Und auch hier konnte der Achter-Kader sich nicht durchgehend in den Krafträumen betätigen oder gemeinsam Bahnen auf der Havel vorbei am Neuen Palais oder an der Glienicker Brücke ziehen, sondern musste wie viele andere Sportler coronabedingt interimsmäßig Einheiten in der eigenen Wohnung absolvieren. „Da hatte man schon Sehnsucht, sich wieder mit den Mädels ins Boot zu setzen und auf dem Wasser zu sein“, erinnert Meyer und hebt neben der sportlichen die mentale Komponente hervor, die ihr und dem Team zu schaffen machte.

Für dauerhafte Aufmerksamkeit braucht es aber vor allem eins: Erfolge

Ein wichtiger Pfeiler der Krisenbewältigung war Trainer Tom Morris, der im Zusammenhang mit der Neuausrichtung in Potsdam im Jahr 2019 das Amt übernommen hatte. Gleichermaßen Psychologe half der gebürtige Australier den Sportlerinnen die ungewohnten Herausforderungen zu überstehen. „Er hat uns da sehr viel beigebracht. Am Ende haben wir das gut weggesteckt und sind nur noch stärker zusammengewachsen“, sagt Meyer, die von Morris nur Turtle genannt wird, weil sie beim Rudern im Boot säße wie eine Schildkröte: mit rundem oberen Rücken, den Kopf immer leicht nach vorne herausgestreckt.
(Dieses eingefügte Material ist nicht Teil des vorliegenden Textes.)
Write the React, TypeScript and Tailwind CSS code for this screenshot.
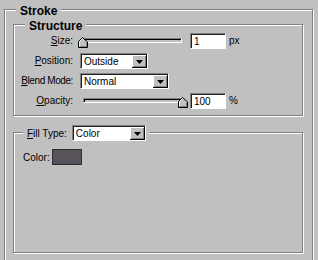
import React from "react";

function Acc({ c, rest }: { c: string; rest: string }) {
    return (
        <span className="whitespace-nowrap">
            <span className="underline underline-offset-[1px]">{c}</span>
            {rest}
        </span>
    );
}

function Dropdown({ value, width }: { value: string; width: string }) {
    return (
        <div className={`h-[16px] ${width} border border-t-[#808080] border-l-[#808080] border-b-white border-r-white`}>
            <div className="flex h-full border-t border-l border-t-[#202020] border-l-[#202020] bg-white">
                <div className="flex-1 pl-[2px] text-[10px] leading-[13px] text-black">{value}</div>
                <div className="flex w-[15px] items-center justify-center bg-[#c0c0c0] shadow-[inset_-1px_-1px_0_#000,inset_1px_1px_0_#fff,inset_-2px_-2px_0_#808080]">
                    <svg width="7" height="4" viewBox="0 0 7 4">
                        <polygon points="0,0 7,0 3.5,4" fill="#000" />
                    </svg>
                </div>
            </div>
        </div>
    );
}

function NumBox({ value }: { value: string }) {
    return (
        <div className="h-[16px] w-[36px] border border-t-[#808080] border-l-[#808080] border-b-white border-r-white">
            <div className="h-full border-t border-l border-t-[#202020] border-l-[#202020] bg-white pl-[2px] text-[10px] leading-[13px]">
                {value}
            </div>
        </div>
    );
}

function Slider({ atEnd }: { atEnd?: boolean }) {
    return (
        <div className="relative h-[16px] w-[110px]">
            <div className="ml-[3px] mt-[5px] h-[5px] w-[99px] border border-t-[#808080] border-l-[#808080] border-b-white border-r-white">
                <div className="h-full border-t border-l border-t-[#000] border-l-[#000] bg-[#c0c0c0]" />
            </div>
            <svg
                className={`absolute top-[4px] ${atEnd ? "left-[98px]" : "left-[-2px]"}`}
                width="10"
                height="11"
                viewBox="0 0 10 11"
            >
                <polygon points="0.5,4.5 4.5,0.5 9.5,5 9.5,10.5 0.5,10.5" fill="#c0c0c0" />
                <polyline points="1.5,9.5 1.5,4.5 4.5,1.5" fill="none" stroke="#fff" />
                <polyline points="4.5,0.5 9.5,5 9.5,10.5 0.5,10.5 0.5,4.5 4.5,0.5" fill="none" stroke="#000" />
                <polyline points="8.5,5.5 8.5,9.5 1.5,9.5" fill="none" stroke="#808080" />
            </svg>
        </div>
    );
}

function Label({ children }: { children: React.ReactNode }) {
    return <div className="text-right text-[10px] leading-[16px]">{children}</div>;
}

export default function App() {
    const etched =
        "relative border border-[#808080] shadow-[inset_1px_1px_0_#fff,1px_1px_0_#fff]";
    return (
        <div className="h-[260px] w-[318px] overflow-hidden bg-[#c0c0c0] font-['Liberation_Sans',Arial,sans-serif] text-black">
            <div className={`${etched} ml-[4px] mt-[9px] h-[270px] w-[309px] pl-[8px] pt-[14px]`}>
                <span className="absolute -top-[6px] left-[11px] bg-[#c0c0c0] px-[4px] text-[12px] font-bold leading-[14px]">
                    Stroke
                </span>

                {/* Structure */}
                <div className={`${etched} h-[92px] w-[290px]`}>
                    <span className="absolute -top-[6px] left-[11px] bg-[#c0c0c0] px-[4px] text-[12px] font-bold leading-[14px]">
                        Structure
                    </span>
                    <div className="grid grid-cols-[59px_auto] gap-x-[7px] gap-y-[4px] pt-[8px] text-[10px]">
                        <Label><Acc c="S" rest="ize:" /></Label>
                        <div className="flex items-center">
                            <Slider />
                            <NumBox value="1" />
                            <span className="ml-[3px] leading-[16px]">px</span>
                        </div>

                        <Label><Acc c="P" rest="osition:" /></Label>
                        <Dropdown value="Outside" width="w-[68px]" />

                        <Label>
                            <span className="tracking-[-0.4px]"><Acc c="B" rest="lend Mode:" /></span>
                        </Label>
                        <Dropdown value="Normal" width="w-[89px]" />

                        <Label><Acc c="O" rest="pacity:" /></Label>
                        <div className="flex items-center">
                            <Slider atEnd />
                            <NumBox value="100" />
                            <span className="ml-[3px] leading-[16px]">%</span>
                        </div>
                    </div>
                </div>

                {/* Fill */}
                <div className={`${etched} mt-[16px] h-[121px] w-[290px] pl-[9px] pt-[16px]`}>
                    <div className="absolute -top-[8px] left-[9px] flex items-center gap-[5px] bg-[#c0c0c0] px-[4px] text-[10px]">
                        <Acc c="F" rest="ill Type:" />
                        <Dropdown value="Color" width="w-[74px]" />
                    </div>
                    <div className="flex items-center gap-[2px] text-[10px]">
                        <span>Color:</span>
                        <div className="h-[16px] w-[30px] border border-[#303030] bg-[#58535b]" />
                    </div>
                </div>
            </div>
        </div>
    );
}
Unverkennbar stach Meyer mit dieser Haltung auch bei den Ruder-Europameisterschaften 2020 aus dem Team hervor, als sie im polnischen Poznan mit dem neu aufgestellten Achter sensationell Silber und damit die erste Medaille nach sechs Jahren gewann. Zuvor in den Schatten der Männer geraten, die ihrerseits aufgrund regelmäßig guter Platzierungen nicht nur als Flaggschiff der Ruderer gelten, sondern den Namen „Deutschland-Achter“ schon fast selbstverständlich für sich beanspruchen, erhöhte sich mit dem Überraschungserfolg der Frauen gleichermaßen das Interesse der Öffentlichkeit.
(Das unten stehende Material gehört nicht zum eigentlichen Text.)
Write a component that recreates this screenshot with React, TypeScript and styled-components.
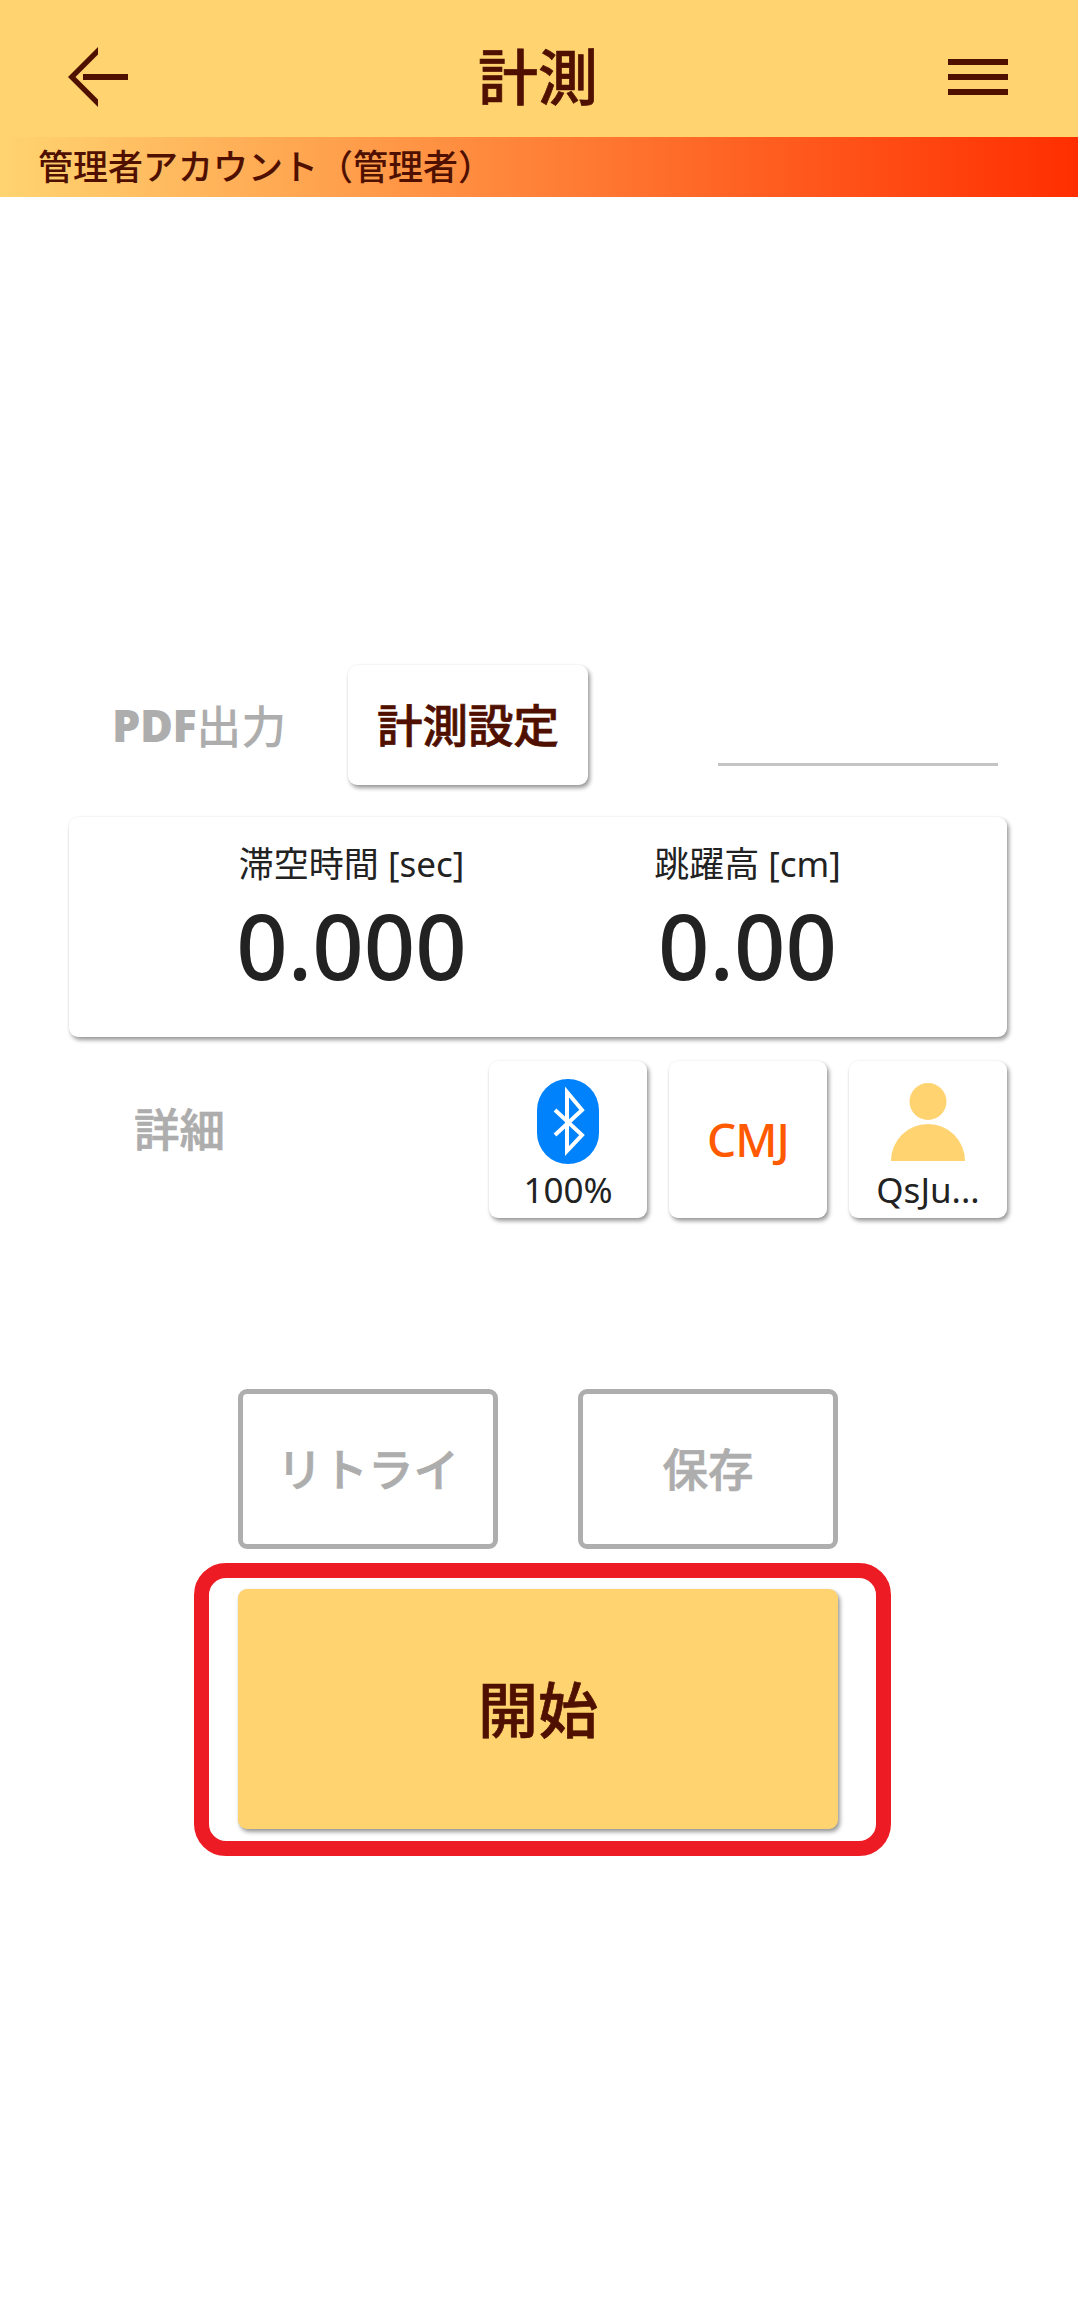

„In den letzten Jahren hatten wir Probleme mit unseren Leistungen, da kann man das nachvollziehen, dass der Männer-Achter eher im Fokus steht. Aber seit letztem Jahr hat sich da einiges getan“, sagt Meyer und verweist auf eine gestiegene mediale Anerkennung, die bessere Nutzung der soziale Netzwerke und eine erfolgreichere Sponsorenakquise. „Da haben sich durch den Erfolg einige Türen geöffnet und das ist auch gut so.“ Für dauerhafte Aufmerksamkeit braucht es aber vor allem eins: Erfolge. Und die konnte der Achter an diesem wichtigen Wochenende in Luzern nicht verzeichnen, eine zweite Chance für Olympia wird es nicht geben. Wie schon vor fünf Jahren, werden die Frauen die Spiele nur vorm Fernsehen verfolgen können. Doch wenngleich die Enttäuschung darüber noch eine Weile anhalten wird, Alyssa Meyer hat mit ihrem Team den ersten Schritt aus der Vergessenheit geschafft und es bleibt zu hoffen, dass sich der Frauen-Riemen für die harte Arbeit zukünftig besser belohnt und wieder an die Weltspitze anknüpfen kann.